The Economy – It seems clear that the lockdowns across the world have had a severe effect on economies across the world and that the effect is likely to be long lasting. At time of writing the vast majority of countries are attempting to move out of lockdown and so are taking steps to kickstart their economies, while forms of distancing are maintained. Whichever band you choose, greenbandredband helps with the release of lockdown, allowing governments to tailor their approach to the differing views of their people and allowing people to operate with more certainty and freedom around each other. Clearly green band allows a faster return to pre-Coronavirus practices but this will not be acceptable for all.

Other health – While Coronavirus has been an all-consuming focus, it is clear that lockdown has had a detrimental effect on the mental and physical health of large numbers of people. As explained above, greenbandredband provides a helpful way to navigate the process of easing restrictions. Even if hospitals are now able to help people with other physical health issues, continued distancing will still pose well-being issues for many. Adaptation to continued distancing would be particularly hard on children for instance or on those reliant on group or close contact activities for recreation. For those individuals or groups green band may be more appropriate.

Personal immunity – As more people realise that they have had the virus and recovered, or that they were asymptomatic, there is an increasingly important question as to how the bodies of those individuals would react to further exposure to the virus, and particularly whether they can be re-infected or spread the virus to others in the future. With many viral infections an immunity to further infection is acquired after recovery from the initial exposure and it is hoped that this is the case for Coronavirus as well but at this stage it is simply not known what level of immunity would result from the initial exposure/recovery or how long lasting any immunity would be. It also seems to be the case that new forms of the virus can emerge, which may mean that exposure to a previous strain does not offer full protection.
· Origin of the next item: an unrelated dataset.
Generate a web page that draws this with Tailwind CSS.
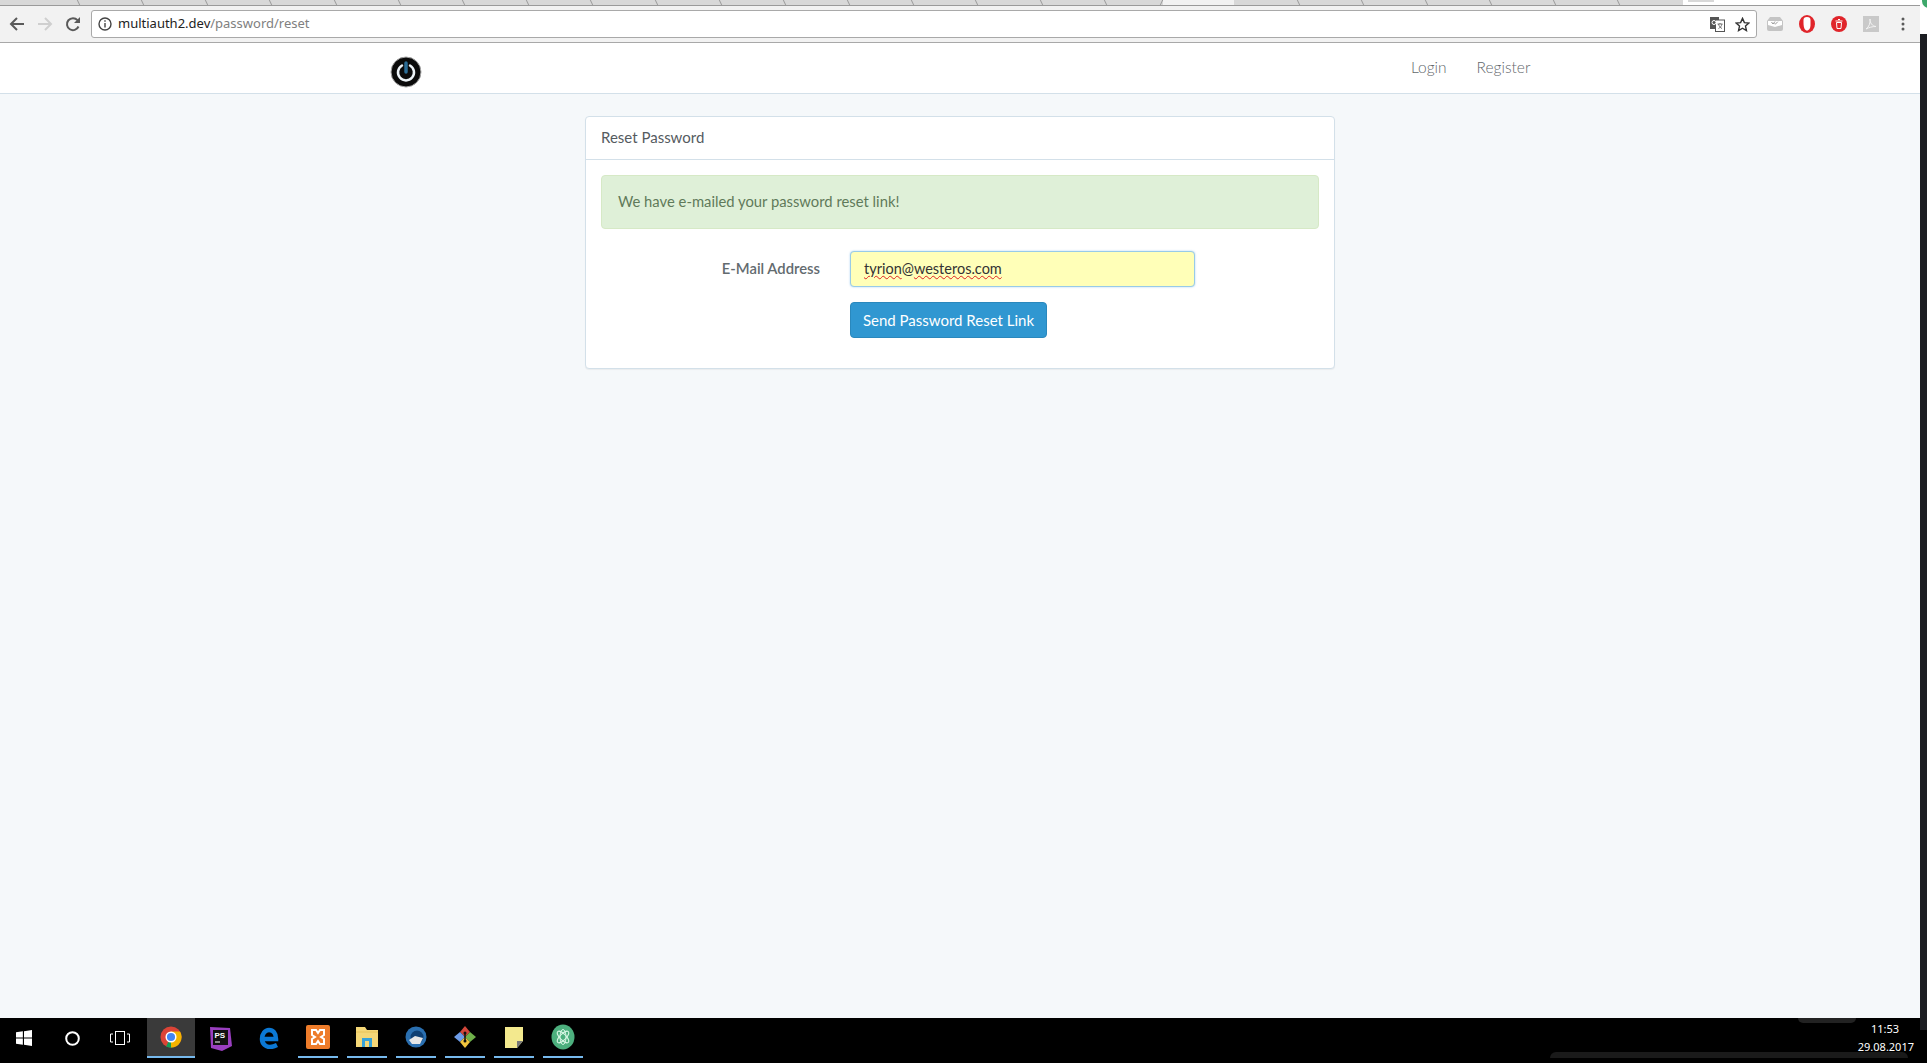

The role of face coverings – There are many different types of face covering, and potentially substantial differences between the effects of the different types in terms of filtration of viral particles. The cloth mask, which covers the nose and mouth, and can be purchased or made at home, is the most common of these. Generally a multi-layer mask is recommended for superior filtration. These types of masks are still unlikely to offer the same level of filtration as higher grade medical masks. Many regions have recommended or mandated the use of the more available types of face covering for the public in certain circumstances or areas. As with much of the Coronavirus science, there are widely differing views as to the effectiveness of these face coverings. Those who advocate their use, generally do so primarily to reduce the risk of transmission from the wearer. So it is seen as a means of protecting others more than oneself, although to to the extent viral load for the wearer is reduced, some protection for the wearer may also exist. The majority of public health advice remains that distancing is a superior protection against large droplet transmission than a face covering. However, where distancing is impractical, many regions are recommending or mandating face coverings as a means of mitigating the increased risk of transmission due to lack of distance. Other regions have recommended or mandated face coverings as a means of reducing transmission by aerosolised particles. This has lead to rules requiring the use of face coverings in certain places, even where distance can be maintained. Green band wearers will need to consider how to best mitigate the risk of aerosol transmission when respecting the wishes of red banders in each context.